Celine Halioua
Celine Halioua

Early career advice

2 November 2022

I get asked for career advice quite a bit. This is written from my perspective - American citizen from a middle class family, with educated parents with blue collar jobs. I’ll endeavor to add to this as I learn more and get more context.

Pay attention to and learn the social signals of the group(s) you want to crack. For example, Silicon Valley values conciseness and a specific brand of nerdiness (a different type of nerd from the classical scientist/academic). Learning these signals is important to getting into the right rooms and not getting immediately labeled as an outsider.

Get context for different socioeconomic classes, especially the ones ‘above’ you. Understand the social signals, values, norms. This will also give you better context for how the world works.

Dive extremely deeply into one area. Even if you do not end up working in that specific area, building deep context for the facets of one field will help you more quickly calibrate to other fields (by having a better idea of how deep a field goes, how much you don’t know, how to learn new things quickly, etc).

Don’t stay too long in that area. Unless you are looking to be a technical expert, understand when further depth in one specific area is too much of an opportunity cost.

Build combinations of competencies that are not usually found in one person. At this stage of your career, your advantage will never be depth of context. You can however build unique context at the intersection of fields that rarely touch. Build and own your own niche.

Understand which fields and areas require extreme technical competence, and which are hackable.
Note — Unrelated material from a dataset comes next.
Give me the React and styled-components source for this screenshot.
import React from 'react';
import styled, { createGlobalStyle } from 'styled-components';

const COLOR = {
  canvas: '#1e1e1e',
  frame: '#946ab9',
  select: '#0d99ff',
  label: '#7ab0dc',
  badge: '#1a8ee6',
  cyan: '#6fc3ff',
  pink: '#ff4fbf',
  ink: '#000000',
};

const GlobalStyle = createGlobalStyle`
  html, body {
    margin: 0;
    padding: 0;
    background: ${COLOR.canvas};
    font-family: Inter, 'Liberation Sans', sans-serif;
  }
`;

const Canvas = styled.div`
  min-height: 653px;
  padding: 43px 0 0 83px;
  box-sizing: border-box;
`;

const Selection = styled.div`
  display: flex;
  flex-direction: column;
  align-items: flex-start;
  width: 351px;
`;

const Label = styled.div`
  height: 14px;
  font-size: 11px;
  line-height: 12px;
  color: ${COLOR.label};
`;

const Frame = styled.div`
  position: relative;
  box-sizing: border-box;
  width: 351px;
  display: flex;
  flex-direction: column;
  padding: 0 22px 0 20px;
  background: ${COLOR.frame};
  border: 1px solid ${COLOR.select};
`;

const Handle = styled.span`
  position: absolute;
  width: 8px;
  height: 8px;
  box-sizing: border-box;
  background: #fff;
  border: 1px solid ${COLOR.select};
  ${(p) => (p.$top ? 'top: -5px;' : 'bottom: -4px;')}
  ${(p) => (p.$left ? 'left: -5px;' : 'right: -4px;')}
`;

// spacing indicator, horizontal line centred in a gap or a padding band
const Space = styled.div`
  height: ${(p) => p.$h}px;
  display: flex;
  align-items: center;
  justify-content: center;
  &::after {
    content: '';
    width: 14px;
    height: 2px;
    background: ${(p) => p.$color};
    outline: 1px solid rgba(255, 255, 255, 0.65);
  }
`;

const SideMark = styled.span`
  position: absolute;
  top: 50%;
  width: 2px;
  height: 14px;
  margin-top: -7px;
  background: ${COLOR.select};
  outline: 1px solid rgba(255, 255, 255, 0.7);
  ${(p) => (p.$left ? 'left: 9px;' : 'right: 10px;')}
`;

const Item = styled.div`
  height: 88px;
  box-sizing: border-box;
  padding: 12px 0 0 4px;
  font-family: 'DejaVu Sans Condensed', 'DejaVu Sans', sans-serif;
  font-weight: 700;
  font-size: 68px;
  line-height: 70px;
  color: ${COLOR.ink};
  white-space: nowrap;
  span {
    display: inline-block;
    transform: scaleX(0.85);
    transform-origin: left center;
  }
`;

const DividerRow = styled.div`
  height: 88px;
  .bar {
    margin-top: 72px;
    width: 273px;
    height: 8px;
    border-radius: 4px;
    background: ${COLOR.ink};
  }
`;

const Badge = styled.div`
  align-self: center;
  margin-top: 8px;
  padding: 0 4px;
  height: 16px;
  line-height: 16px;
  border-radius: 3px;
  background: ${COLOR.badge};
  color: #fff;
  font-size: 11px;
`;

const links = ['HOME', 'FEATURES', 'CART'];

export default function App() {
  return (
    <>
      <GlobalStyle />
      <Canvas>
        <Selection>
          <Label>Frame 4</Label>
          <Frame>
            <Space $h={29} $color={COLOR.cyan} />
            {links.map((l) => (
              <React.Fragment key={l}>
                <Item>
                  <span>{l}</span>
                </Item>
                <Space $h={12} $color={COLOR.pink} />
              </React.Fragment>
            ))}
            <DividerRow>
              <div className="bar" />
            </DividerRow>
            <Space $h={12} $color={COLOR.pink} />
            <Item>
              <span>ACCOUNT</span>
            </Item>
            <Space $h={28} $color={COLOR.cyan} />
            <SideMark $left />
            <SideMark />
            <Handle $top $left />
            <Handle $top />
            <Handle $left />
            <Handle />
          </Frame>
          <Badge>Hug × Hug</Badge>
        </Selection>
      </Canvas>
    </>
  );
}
Respect fields where you are incompetent and where years of experience and expertise are king. Learn to identify fields that seem like they are this way, but are actually hackable/learnable with effort and diligence.

Build quiet confidence. Figure out what drives your confidence and your insecurities. Build your confidence and work on your insecurities. Understand when you are making decisions based on your insecurities.
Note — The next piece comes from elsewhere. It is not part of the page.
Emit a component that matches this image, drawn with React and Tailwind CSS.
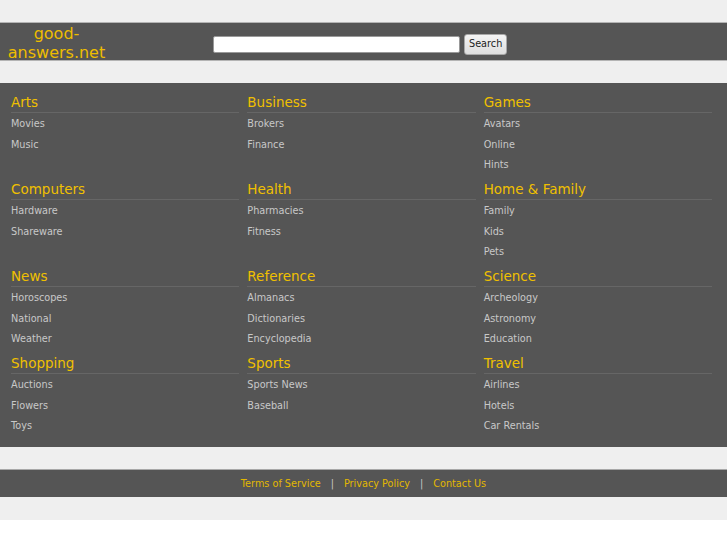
const SECTIONS = [
  { title: 'Arts', links: ['Movies', 'Music'] },
  { title: 'Business', links: ['Brokers', 'Finance'] },
  { title: 'Games', links: ['Avatars', 'Online', 'Hints'] },
  { title: 'Computers', links: ['Hardware', 'Shareware'] },
  { title: 'Health', links: ['Pharmacies', 'Fitness'] },
  { title: 'Home & Family', links: ['Family', 'Kids', 'Pets'] },
  { title: 'News', links: ['Horoscopes', 'National', 'Weather'] },
  { title: 'Reference', links: ['Almanacs', 'Dictionaries', 'Encyclopedia'] },
  { title: 'Science', links: ['Archeology', 'Astronomy', 'Education'] },
  { title: 'Shopping', links: ['Auctions', 'Flowers', 'Toys'] },
  { title: 'Sports', links: ['Sports News', 'Baseball'] },
  { title: 'Travel', links: ['Airlines', 'Hotels', 'Car Rentals'] },
]

const FOOTER_LINKS = ['Terms of Service', 'Privacy Policy', 'Contact Us']

function Header() {
  return (
    <div className="flex items-start h-[39px] bg-[#555555] border-y border-[#b4b4b4]">
      <a href="#" className="block w-[113px] pt-[1px] text-center text-[16px] leading-[19px] text-[#eebd00]">
        good-answers.net
      </a>
      <form className="flex items-center gap-[4px] ml-[100px] mt-[11px]" onSubmit={(e) => e.preventDefault()}>
        <input
          type="text"
          className="w-[247px] h-[17px] bg-white border border-[#999] rounded-[2px] outline-none text-[11px] px-1"
        />
        <button
          type="submit"
          className="h-[21px] px-[4px] text-[9.7px] text-[#222] bg-gradient-to-b from-[#f4f4f4] to-[#dedede] border border-[#a8a8a8] rounded-[3px]"
        >
          Search
        </button>
      </form>
    </div>
  )
}

function Section({ section }) {
  return (
    <div className="pr-2 mb-[4.5px]">
      <h2 className="pb-px text-[13.5px] leading-[18px] text-[#f0c000] border-b border-[#666666]">
        <a href="#">{section.title}</a>
      </h2>
      <div className="pt-px">
        {section.links.map((link) => (
          <a key={link} href="#" className="block text-[9.7px] leading-[20.5px] text-[#c8c8c8]">
            {link}
          </a>
        ))}
      </div>
    </div>
  )
}

export default function App() {
  return (
    <div className="bg-[#efefef] pt-[22px] pb-[23px] font-['DejaVu_Sans',sans-serif]">
      <Header />
      <div className="mt-[22px] bg-[#555555] pl-[11px] pr-[7px] pt-[10px] pb-[6px] grid grid-cols-3">
        {SECTIONS.map((section) => (
          <Section key={section.title} section={section} />
        ))}
      </div>
      <div className="mt-[22px] h-[28px] pt-px bg-[#555555] border-t border-[#a8a8a8] flex items-center justify-center text-[9.7px] text-[#e3b800]">
        {FOOTER_LINKS.map((link, i) => (
          <span key={link} className="flex items-center">
            {i > 0 && <span className="mx-[10px] text-[#c8c8c8]">|</span>}
            <a href="#">{link}</a>
          </span>
        ))}
      </div>
    </div>
  )
}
Understand the various career paths. Many people are only aware of doctor, businessman, lawyer. Dig into different fields and understand the variety of career paths. Talk to people in those careers and understand how they got there.

People will advise you to do what they did. College drop outs will advise you to skip your Bachelor’s, PhD drop outs like me will advise you to skip your dissertation. Take in the advice and normalize for this bias.

Understand why you are doing something. Many classic paths and desires are socially imprinted on you, such as management consulting being prestigious. It might still make sense for you to go to college, or do that graduate degree, or take that job, but understand why you are doing it and check in on those metrics.

Optimize to be the least competent/smart/ambitious/accomplished person in the room. Most importantly, realize when you have grown past one room and have the guts to move into the next one.

Ask for feedback constantly. Give people permission to give you brutal feedback. In my experience, everyone has a few brutal pieces of feedback that were key to them unlocking their next level of growth. Learn how to react well to feedback in the face of the giver.

Don’t become emotionally attached to who you are currently. Become attached to your goal, ideally one very far out. E.g., I am extremely emotionally attached to building “The Aging Pharma”, and try not to be emotionally attached to my current view of myself.

Aim to have such a high growth rate that you cringe looking back at yourself a year ago.

Understand your personality flaws, facets, and patterns. You don’t need to tackle all of your flaws - it’s often less efficient than doubling down on your strengths - but you should be aware of them so you can hedge against them/normalize your instincts.

Build a model of how busy people think. Minimize activation energy and effort for other people to help you.

Write, think, and ideate publicly. Public comms forces faster growth, and it will facilitate other people taking fliers on you.

Put in the hours. When you are low context and experience, your main advantage is speed & effort.